J.C. Penney is set to dole out $97.5 million to a class of investors who sued over claims that the retailer lied about the state of its finances.
A federal judge in Texas on Monday gave preliminary approval to the settlement, which will put an end to allegations by a class of J.C. Penney investors who bought shares in mid-2013 that the retailer misled them about its state of affairs, leading to inflated share prices.
Between August and September 2013, the class period for the litigation, shares of the retailer were trading between $12 and $13, then an all-time low for Penney’s. Shares have continued to trend down since and are currently trading at around $5.25.
The $97.5 million settlement fund will equal an estimated payout of 64 cents per share purchased during the class period, but the fund is subject to certain deductions, like legal fees.

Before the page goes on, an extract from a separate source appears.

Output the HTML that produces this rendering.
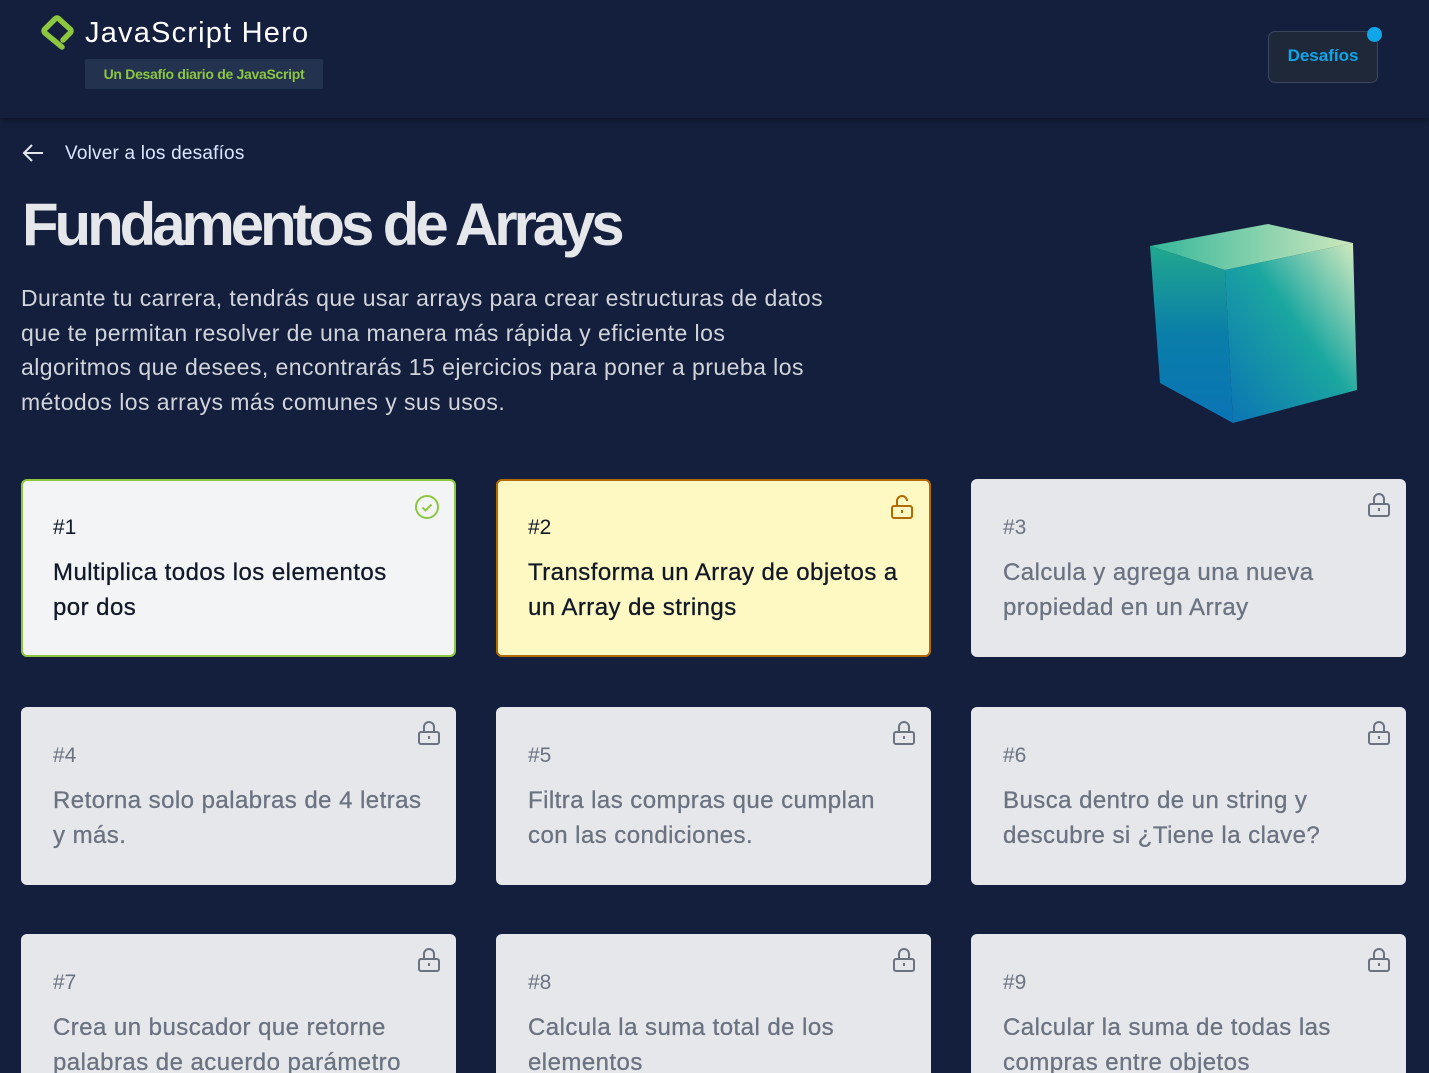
<!DOCTYPE html>
<html style="width:1429px;height:1073px;overflow:hidden"><head><meta charset="utf-8"><style>
*{box-sizing:border-box;margin:0;padding:0}
body{width:1429px;height:1073px;overflow:hidden;background:#131f3d;font-family:"Liberation Sans",sans-serif;position:relative}
.hdr{position:absolute;left:0;top:0;width:1429px;height:118px;background:#131f3c;box-shadow:0 2px 6px rgba(0,0,0,.35)}
.logo{position:absolute;left:85px;top:17px;color:#fff;font-size:29px;letter-spacing:1.2px}
.sub{position:absolute;left:85px;top:59px;width:238px;height:30px;background:#22324f;border-radius:2px;color:#8dc63f;font-weight:bold;font-size:14px;line-height:30px;text-align:center;letter-spacing:-.3px}
.btn{position:absolute;left:1268px;top:31px;width:110px;height:52px;border:1px solid #3b4660;border-radius:7px;background:#1e2838;color:#0ea5e9;font-weight:bold;font-size:17px;text-align:center;line-height:48px}
.dot{position:absolute;left:1367px;top:27px;width:15px;height:15px;border-radius:50%;background:#0ea5e9}
.back{position:absolute;left:65px;top:143px;color:#dbe6ff;font-size:19px;letter-spacing:.2px}
h1{position:absolute;left:22px;top:190px;color:#e5e7eb;font-size:60px;font-weight:bold;letter-spacing:-4.1px}
.desc{position:absolute;left:21px;top:281px;width:820px;color:#d1d5db;font-size:23px;line-height:34.5px;letter-spacing:.45px}
.card{position:absolute;width:435px;height:178px;border-radius:6px;background:#e5e7eb;color:#6b7280;padding:37px 32px 0 32px;overflow:hidden}
.card .n{font-size:21px}
.card .t{font-size:24px;line-height:34.5px;margin-top:16px;letter-spacing:.45px;-webkit-text-stroke:.3px currentColor}
.card svg{position:absolute;right:14px;top:13px}
.c1{background:#f3f4f6;border:2px solid #8dc63f;color:#111827;padding:35px 30px 0 30px}
.c2{background:#fef9c3;border:2px solid #b46a00;color:#111827;padding:35px 30px 0 30px}
</style></head><body>
<div class="hdr"></div>
<svg style="position:absolute;left:38px;top:14px" width="40" height="40" viewBox="0 0 40 40"><path d="M24 33 L7 19 Q5 17 7 15 L17 5 Q19 3 21 5 L32 15 Q34 17 32 19 L25 26" fill="none" stroke="#8dc63f" stroke-width="5.5" stroke-linecap="round" stroke-linejoin="round"/></svg>
<div class="logo">JavaScript Hero</div>
<div class="sub">Un Desafío diario de JavaScript</div>
<div class="btn">Desafíos</div>
<div class="dot"></div>
<svg style="position:absolute;left:22px;top:143px" width="22" height="20" viewBox="0 0 22 20"><path d="M21 10H2M10 2L2 10L10 18" fill="none" stroke="#e5e7eb" stroke-width="2"/></svg>
<div class="back">Volver a los desafíos</div>
<h1>Fundamentos de Arrays</h1>
<div class="desc">Durante tu carrera, tendrás que usar arrays para crear estructuras de datos que te permitan resolver de una manera más rápida y eficiente los algoritmos que desees, encontrarás 15 ejercicios para poner a prueba los métodos los arrays más comunes y sus usos.</div>
<svg style="position:absolute;left:1140px;top:215px" width="230" height="220" viewBox="1140 215 230 220">
<defs>
<linearGradient id="g1" x1="0" y1="0" x2="0" y2="1"><stop offset="0" stop-color="#21a88e"/><stop offset=".5" stop-color="#0a7ea9"/><stop offset="1" stop-color="#0a74b5"/></linearGradient>
<linearGradient id="g2" x1="1" y1="0" x2="0" y2="1"><stop offset="0" stop-color="#d6ecc0"/><stop offset=".45" stop-color="#1ba7a0"/><stop offset="1" stop-color="#0b72b4"/></linearGradient>
<linearGradient id="g3" x1="0" y1="0" x2="1" y2="0"><stop offset="0" stop-color="#35b79a"/><stop offset="1" stop-color="#cde8bd"/></linearGradient>
</defs>
<path d="M1150 246 L1268 224 L1353 243 L1225 270 Z" fill="url(#g3)"/>
<path d="M1150 246 L1225 270 L1233 423 L1160 383 Z" fill="url(#g1)"/>
<path d="M1225 270 L1353 243 L1357 390 L1233 423 Z" fill="url(#g2)"/>
</svg>

<div class="card c1" style="left:21px;top:479px"><div class="n">#1</div><div class="t">Multiplica todos los elementos por dos</div>
<svg width="26" height="26" viewBox="0 0 26 26"><circle cx="13" cy="13" r="11" fill="none" stroke="#8dc63f" stroke-width="2"/><path d="M8.5 13.5l3 3 6-6" fill="none" stroke="#8dc63f" stroke-width="2"/></svg></div>
<div class="card c2" style="left:496px;top:479px"><div class="n">#2</div><div class="t">Transforma un Array de objetos a un Array de strings</div>
<svg width="26" height="26" viewBox="0 0 26 26"><rect x="3" y="12" width="20" height="12" rx="2" fill="none" stroke="#b46a00" stroke-width="2"/><path d="M8 12V7a5 5 0 0 1 10 0" fill="none" stroke="#b46a00" stroke-width="2"/><path d="M13 16v3" stroke="#b46a00" stroke-width="2"/></svg></div>
<div class="card" style="left:971px;top:479px"><div class="n">#3</div><div class="t">Calcula y agrega una nueva propiedad en un Array</div><svg width="26" height="26" viewBox="0 0 26 26"><rect x="3" y="12" width="20" height="12" rx="2" fill="none" stroke="#6b7280" stroke-width="2"/><path d="M8 12V7a5 5 0 0 1 10 0V12" fill="none" stroke="#6b7280" stroke-width="2"/><path d="M13 16v3" stroke="#6b7280" stroke-width="2"/></svg></div>
<div class="card" style="left:21px;top:707px"><div class="n">#4</div><div class="t">Retorna solo palabras de 4 letras y más.</div><svg width="26" height="26" viewBox="0 0 26 26"><rect x="3" y="12" width="20" height="12" rx="2" fill="none" stroke="#6b7280" stroke-width="2"/><path d="M8 12V7a5 5 0 0 1 10 0V12" fill="none" stroke="#6b7280" stroke-width="2"/><path d="M13 16v3" stroke="#6b7280" stroke-width="2"/></svg></div>
<div class="card" style="left:496px;top:707px"><div class="n">#5</div><div class="t">Filtra las compras que cumplan con las condiciones.</div><svg width="26" height="26" viewBox="0 0 26 26"><rect x="3" y="12" width="20" height="12" rx="2" fill="none" stroke="#6b7280" stroke-width="2"/><path d="M8 12V7a5 5 0 0 1 10 0V12" fill="none" stroke="#6b7280" stroke-width="2"/><path d="M13 16v3" stroke="#6b7280" stroke-width="2"/></svg></div>
<div class="card" style="left:971px;top:707px"><div class="n">#6</div><div class="t">Busca dentro de un string y descubre si ¿Tiene la clave?</div><svg width="26" height="26" viewBox="0 0 26 26"><rect x="3" y="12" width="20" height="12" rx="2" fill="none" stroke="#6b7280" stroke-width="2"/><path d="M8 12V7a5 5 0 0 1 10 0V12" fill="none" stroke="#6b7280" stroke-width="2"/><path d="M13 16v3" stroke="#6b7280" stroke-width="2"/></svg></div>
<div class="card" style="left:21px;top:934px"><div class="n">#7</div><div class="t">Crea un buscador que retorne palabras de acuerdo parámetro</div><svg width="26" height="26" viewBox="0 0 26 26"><rect x="3" y="12" width="20" height="12" rx="2" fill="none" stroke="#6b7280" stroke-width="2"/><path d="M8 12V7a5 5 0 0 1 10 0V12" fill="none" stroke="#6b7280" stroke-width="2"/><path d="M13 16v3" stroke="#6b7280" stroke-width="2"/></svg></div>
<div class="card" style="left:496px;top:934px"><div class="n">#8</div><div class="t">Calcula la suma total de los elementos</div><svg width="26" height="26" viewBox="0 0 26 26"><rect x="3" y="12" width="20" height="12" rx="2" fill="none" stroke="#6b7280" stroke-width="2"/><path d="M8 12V7a5 5 0 0 1 10 0V12" fill="none" stroke="#6b7280" stroke-width="2"/><path d="M13 16v3" stroke="#6b7280" stroke-width="2"/></svg></div>
<div class="card" style="left:971px;top:934px"><div class="n">#9</div><div class="t">Calcular la suma de todas las compras entre objetos</div><svg width="26" height="26" viewBox="0 0 26 26"><rect x="3" y="12" width="20" height="12" rx="2" fill="none" stroke="#6b7280" stroke-width="2"/><path d="M8 12V7a5 5 0 0 1 10 0V12" fill="none" stroke="#6b7280" stroke-width="2"/><path d="M13 16v3" stroke="#6b7280" stroke-width="2"/></svg></div>
</body></html>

Attorneys for the class are planning to seek one-third of the settlement amount as payment, the maximum allowed under class-action law.
While Penney’s has continued to deny the allegations, it has nonetheless agreed to the settlement.

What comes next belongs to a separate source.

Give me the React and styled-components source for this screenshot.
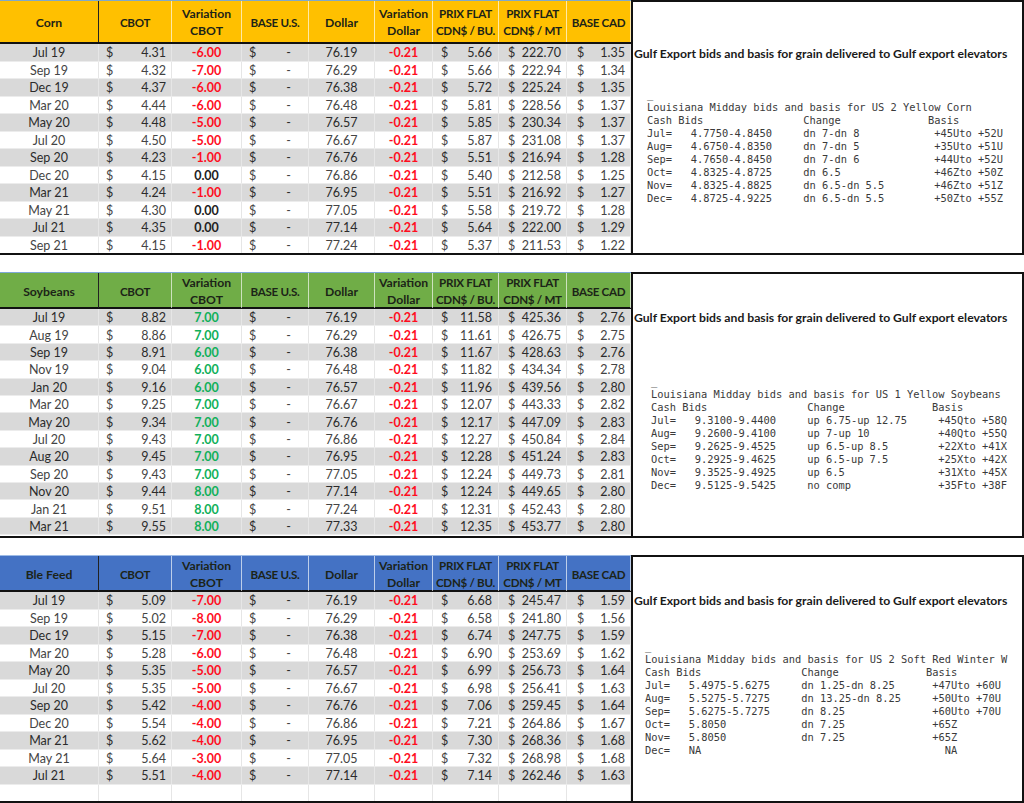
import React from "react";
import styled, { createGlobalStyle } from "styled-components";

const Global = createGlobalStyle`
  html, body { margin: 0; padding: 0; background: #fff; }
  body { font-family: "Lato", "Liberation Sans", sans-serif; color: #333; }
`;

const COLS = "99px 73px 70px 67px 66px 58px 66px 68px 64px";

const Page = styled.div`
  display: flex;
  flex-direction: column;
  gap: 17px;
  width: 1024px;
  height: 803px;
  overflow: hidden;
`;

const Block = styled.section`
  display: flex;
  height: ${(p) => p.$height}px;
  flex: none;
`;

const Table = styled.div`
  width: 631px;
  flex: none;
  display: flex;
  flex-direction: column;
  border-bottom: 2px solid #111;
  box-sizing: border-box;
`;

const HeaderRow = styled.div`
  display: grid;
  grid-template-columns: ${COLS};
  height: ${(p) => p.$height}px;
  flex: none;
  background: ${(p) => p.$color};
  border-top: 1px solid ${(p) => p.$edge};
  border-bottom: 2px solid #111;
  box-sizing: border-box;
`;

const HeaderCell = styled.div`
  display: flex;
  align-items: center;
  justify-content: center;
  text-align: center;
  padding-top: 1px;
  font-weight: 700;
  font-size: ${(p) => (p.$caps ? "11.6px" : "12.2px")};
  letter-spacing: ${(p) => (p.$caps ? "-0.3px" : "0")};
  line-height: 17px;
  color: #1c2418;
  white-space: pre;
  box-sizing: border-box;
  border-right: 1px solid ${(p) => (p.$strong ? "#222" : "rgba(255,255,255,.65)")};
`;

const Rows = styled.div`
  flex: 1;
  min-height: 0;
  overflow: hidden;
`;

const Row = styled.div`
  height: ${(p) => p.$height}px;
  display: grid;
  grid-template-columns: ${COLS};
  background: ${(p) => (p.$shaded ? "#d9d9d9" : "#fff")};
  border-bottom: 1px solid #ececec;
  box-sizing: border-box;
  font-size: 12.5px;
  color: ${(p) => (p.$shaded ? "#2b2b2b" : "#444")};
`;

const Cell = styled.div`
  display: flex;
  align-items: center;
  justify-content: ${(p) => p.$justify || "center"};
  padding: ${(p) => p.$pad || "1px 0 0"};
  box-sizing: border-box;
  border-right: 1px solid #e6e6e6;
  white-space: nowrap;
`;

const Change = styled(Cell)`
  font-weight: 700;
  color: ${(p) => p.$color};
`;

const Dash = styled.span`
  margin-right: 11px;
`;

const Panel = styled.aside`
  flex: 1;
  min-width: 0;
  border: 2px solid #111;
  box-sizing: border-box;
  background: #fff;
  overflow: hidden;
  padding: ${(p) => p.$top}px 0 0 1px;
`;

const PanelTitle = styled.h3`
  margin: 0;
  font-size: 12.2px;
  line-height: 18px;
  font-weight: 700;
  color: #1a1a1a;
  white-space: nowrap;
`;

const Bulletin = styled.pre`
  margin: ${(p) => p.$gap}px 0 0 ${(p) => p.$indent}px;
  font-family: "DejaVu Sans Mono", "Liberation Mono", monospace;
  font-size: 10.38px;
  line-height: 13px;
  color: #3a3a3a;
`;

const corn = [
  ["Jul 19","4.31","-6.00","76.19","5.66","222.70","1.35"],
  ["Sep 19","4.32","-7.00","76.29","5.66","222.94","1.34"],
  ["Dec 19","4.37","-6.00","76.38","5.72","225.24","1.35"],
  ["Mar 20","4.44","-6.00","76.48","5.81","228.56","1.37"],
  ["May 20","4.48","-5.00","76.57","5.85","230.34","1.37"],
  ["Jul 20","4.50","-5.00","76.67","5.87","231.08","1.37"],
  ["Sep 20","4.23","-1.00","76.76","5.51","216.94","1.28"],
  ["Dec 20","4.15","0.00","76.86","5.40","212.58","1.25"],
  ["Mar 21","4.24","-1.00","76.95","5.51","216.92","1.27"],
  ["May 21","4.30","0.00","77.05","5.58","219.72","1.28"],
  ["Jul 21","4.35","0.00","77.14","5.64","222.00","1.29"],
  ["Sep 21","4.15","-1.00","77.24","5.37","211.53","1.22"],
];
const soy = [
  ["Jul 19","8.82","7.00","76.19","11.58","425.36","2.76"],
  ["Aug 19","8.86","7.00","76.29","11.61","426.75","2.75"],
  ["Sep 19","8.91","6.00","76.38","11.67","428.63","2.76"],
  ["Nov 19","9.04","6.00","76.48","11.82","434.34","2.78"],
  ["Jan 20","9.16","6.00","76.57","11.96","439.56","2.80"],
  ["Mar 20","9.25","7.00","76.67","12.07","443.33","2.82"],
  ["May 20","9.34","7.00","76.76","12.17","447.09","2.83"],
  ["Jul 20","9.43","7.00","76.86","12.27","450.84","2.84"],
  ["Aug 20","9.45","7.00","76.95","12.28","451.24","2.83"],
  ["Sep 20","9.43","7.00","77.05","12.24","449.73","2.81"],
  ["Nov 20","9.44","8.00","77.14","12.24","449.65","2.80"],
  ["Jan 21","9.51","8.00","77.24","12.31","452.43","2.80"],
  ["Mar 21","9.55","8.00","77.33","12.35","453.77","2.80"],
];
const ble = [
  ["Jul 19","5.09","-7.00","76.19","6.68","245.47","1.59"],
  ["Sep 19","5.02","-8.00","76.29","6.58","241.80","1.56"],
  ["Dec 19","5.15","-7.00","76.38","6.74","247.75","1.59"],
  ["Mar 20","5.28","-6.00","76.48","6.90","253.69","1.62"],
  ["May 20","5.35","-5.00","76.57","6.99","256.73","1.64"],
  ["Jul 20","5.35","-5.00","76.67","6.98","256.41","1.63"],
  ["Sep 20","5.42","-4.00","76.76","7.06","259.45","1.64"],
  ["Dec 20","5.54","-4.00","76.86","7.21","264.86","1.67"],
  ["Mar 21","5.62","-4.00","76.95","7.30","268.36","1.68"],
  ["May 21","5.64","-3.00","77.05","7.32","268.98","1.68"],
  ["Jul 21","5.51","-4.00","77.14","7.14","262.46","1.63"],
  ["","","","","","",""],
];

const bulletinCorn = `_
Louisiana Midday bids and basis for US 2 Yellow Corn
Cash Bids                Change              Basis
Jul=   4.7750-4.8450     dn 7-dn 8            +45Uto +52U
Aug=   4.6750-4.8350     dn 7-dn 5            +35Uto +51U
Sep=   4.7650-4.8450     dn 7-dn 6            +44Uto +52U
Oct=   4.8325-4.8725     dn 6.5               +46Zto +50Z
Nov=   4.8325-4.8825     dn 6.5-dn 5.5        +46Zto +51Z
Dec=   4.8725-4.9225     dn 6.5-dn 5.5        +50Zto +55Z`;

const bulletinSoy = `_
Louisiana Midday bids and basis for US 1 Yellow Soybeans
Cash Bids                Change              Basis
Jul=   9.3100-9.4400     up 6.75-up 12.75     +45Qto +58Q
Aug=   9.2600-9.4100     up 7-up 10           +40Qto +55Q
Sep=   9.2625-9.4525     up 6.5-up 8.5        +22Xto +41X
Oct=   9.2925-9.4625     up 6.5-up 7.5        +25Xto +42X
Nov=   9.3525-9.4925     up 6.5               +31Xto +45X
Dec=   9.5125-9.5425     no comp              +35Fto +38F`;

const bulletinBle = `_
Louisiana Midday bids and basis for US 2 Soft Red Winter W
Cash Bids                Change              Basis
Jul=   5.4975-5.6275     dn 1.25-dn 8.25      +47Uto +60U
Aug=   5.5275-5.7275     dn 13.25-dn 8.25     +50Uto +70U
Sep=   5.6275-5.7275     dn 8.25              +60Uto +70U
Oct=   5.8050            dn 7.25              +65Z
Nov=   5.8050            dn 7.25              +65Z
Dec=   NA                                       NA`;

const changeColor = (v) => {
  if (v.startsWith("-")) return "#ff0d1e";
  if (v === "0.00") return "#222";
  return "#10b05a";
};

const Money = ({ value, pad }) => (
  <Cell $justify="space-between" $pad={pad}>
    {value && <span>$</span>}
    <span>{value}</span>
  </Cell>
);

const Market = ({ name, color, edge, height, headerHeight, rowHeight, rows, panelTop, gap, indent, text }) => (
  <Block $height={height}>
    <Table>
      <HeaderRow $color={color} $edge={edge} $height={headerHeight}>
        <HeaderCell $strong>{name}</HeaderCell>
        <HeaderCell $caps>CBOT</HeaderCell>
        <HeaderCell>{"Variation\nCBOT"}</HeaderCell>
        <HeaderCell $caps>BASE U.S.</HeaderCell>
        <HeaderCell>Dollar</HeaderCell>
        <HeaderCell>{"Variation\nDollar"}</HeaderCell>
        <HeaderCell $caps>{"PRIX FLAT\nCDN$ / BU."}</HeaderCell>
        <HeaderCell $caps>{"PRIX FLAT\nCDN$ / MT"}</HeaderCell>
        <HeaderCell $caps>BASE CAD</HeaderCell>
      </HeaderRow>
      <Rows>
        {rows.map((r, i) => (
          <Row key={i} $height={rowHeight} $shaded={r[0] !== "" && i % 2 === 0}>
            <Cell>{r[0]}</Cell>
            <Money value={r[1]} pad="1px 5px 0 7px" />
            <Change $color={changeColor(r[2])}>{r[2]}</Change>
            <Cell $justify="space-between" $pad="1px 6px 0 7px">
              {r[0] && <span>$</span>}
              {r[0] && <Dash>-</Dash>}
            </Cell>
            <Cell>{r[3]}</Cell>
            <Change $color="#ff0d1e">{r[0] && "-0.21"}</Change>
            <Money value={r[4]} pad="1px 6px 0 8px" />
            <Money value={r[5]} pad="1px 5px 0 9px" />
            <Money value={r[6]} pad="1px 5px 0 10px" />
          </Row>
        ))}
      </Rows>
    </Table>
    <Panel $top={panelTop}>
      <PanelTitle>Gulf Export bids and basis for grain delivered to Gulf export elevators</PanelTitle>
      <Bulletin $gap={gap} $indent={indent}>{text}</Bulletin>
    </Panel>
  </Block>
);

export default function App() {
  return (
    <>
      <Global />
      <Page>
        <Market name="Corn" color="#ffc000" edge="#7fa9c9" height={255} headerHeight={44} rowHeight={17.5} rows={corn}
          panelTop={43} gap={25} indent={13} text={bulletinCorn} />
        <Market name="Soybeans" color="#70ad47" edge="#7fa9d9" height={266} headerHeight={37} rowHeight={17.42} rows={soy}
          panelTop={35} gap={48} indent={17} text={bulletinSoy} />
        <Market name="Ble Feed" color="#4472c4" edge="#9dbbe6" height={248} headerHeight={37} rowHeight={17.5} rows={ble}
          panelTop={35} gap={30} indent={11} text={bulletinBle} />
      </Page>
    </>
  );
}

The investor plaintiffs said in a June court filing outlining the settlement that the deal presents “a very good recovery and is in the best interests of the class.”
“There were significant risks associated with continuing to litigate through trial, and if the defendants prevailed at trial, the class would receive nothing,” the investors said at the time. “In addition, the amount of damages recoverable by the class was and is challenged by the defendants…had the action gone to trial, the defendants intended to assert that they have not violated the law, that they are not liable, and that any losses of class members were caused by non-actionable market, industry, general economic or company-specific factors.”

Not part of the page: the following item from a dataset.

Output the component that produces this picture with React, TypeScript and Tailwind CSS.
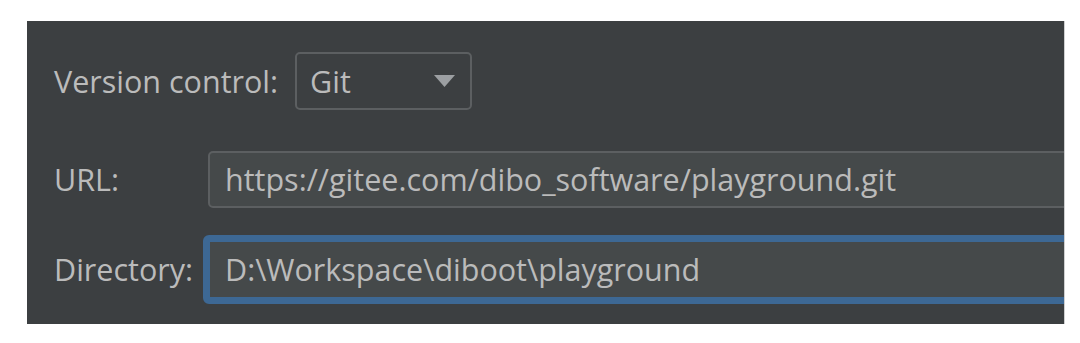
const font = { fontFamily: '"Open Sans", "Noto Sans", Arial, sans-serif' };

function Dropdown({ value }: { value: string }) {
  return (
    <div className="flex h-[58px] w-[177px] items-center justify-between rounded-[5px] border-2 border-[#5c5f61] pl-[13px] pr-[15px]">
      <span className="text-[#bbbbbb]">{value}</span>
      <svg width="21" height="12" viewBox="0 0 21 12" aria-hidden="true">
        <polygon points="0,0 21,0 10.5,12" fill="#9c9fa2" />
      </svg>
    </div>
  );
}

export default function App() {
  return (
    <div className="min-h-[343px] bg-white pt-[21px] pl-[27px] pr-[15px]" style={font}>
      <div className="overflow-hidden border-r border-[#cfd0d1] bg-[#3c3f41] pt-[31px] pb-[20px] pl-[27px] text-[30.5px] leading-none text-[#bbbbbb]">
        {/* Version control row */}
        <div className="flex items-center gap-[17px]">
          <span className="whitespace-nowrap">Version control:</span>
          <Dropdown value="Git" />
        </div>

        {/* URL + Directory */}
        <div className="mt-[41px] grid grid-cols-[154px_1fr] items-center gap-y-[27px]">
          <span>URL:</span>
          <div className="-mr-[20px] flex h-[57px] items-center rounded-[5px] border-2 border-[#5c5f61] bg-[#45494a] pl-[15px]">
            <span className="whitespace-nowrap">https://gitee.com/dibo_software/playground.git</span>
          </div>

          <span>Directory:</span>
          <div className="-ml-[5px] -mr-[20px] flex h-[69px] items-center rounded-[6px] border-[7px] border-[#3d6894] bg-[#45494a] pl-[15px]">
            <span className="whitespace-nowrap">D:\Workspace\diboot\playground</span>
          </div>
        </div>
      </div>
    </div>
  );
}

A hearing on final approval of the settlement is set for November.
A company spokeswoman declined to comment on the settlement beyond referring to an earlier statement by Penney’s saying the deal would be funded by insurance and will have “no financial impact on the company.”
The case was launched in October 2013 by investor Alan Marcus, who claimed the retailer “made false and misleading statements” earlier in the year regarding its liquidity, inventory and overall supplier relationships amounting to securities fraud.
For Penney’s, 2013 was a rocky year. By April, former Apple Inc. retail leader Ron Johnson’s brief stint as chief executive officer was over after his plans to remake the store didn’t prove immediately effective and his predecessor Myron “Mike” Ullman 3rd was brought back for a second round as ceo.
Current ceo Marvin Ellison was tapped in October 2014 as Ullman’s successor, but the chain continued to struggle. Two-thousand sixteen marked the first year since 2010 that Penney’s posted a profit, but that came after closing scores of stores and mass layoffs.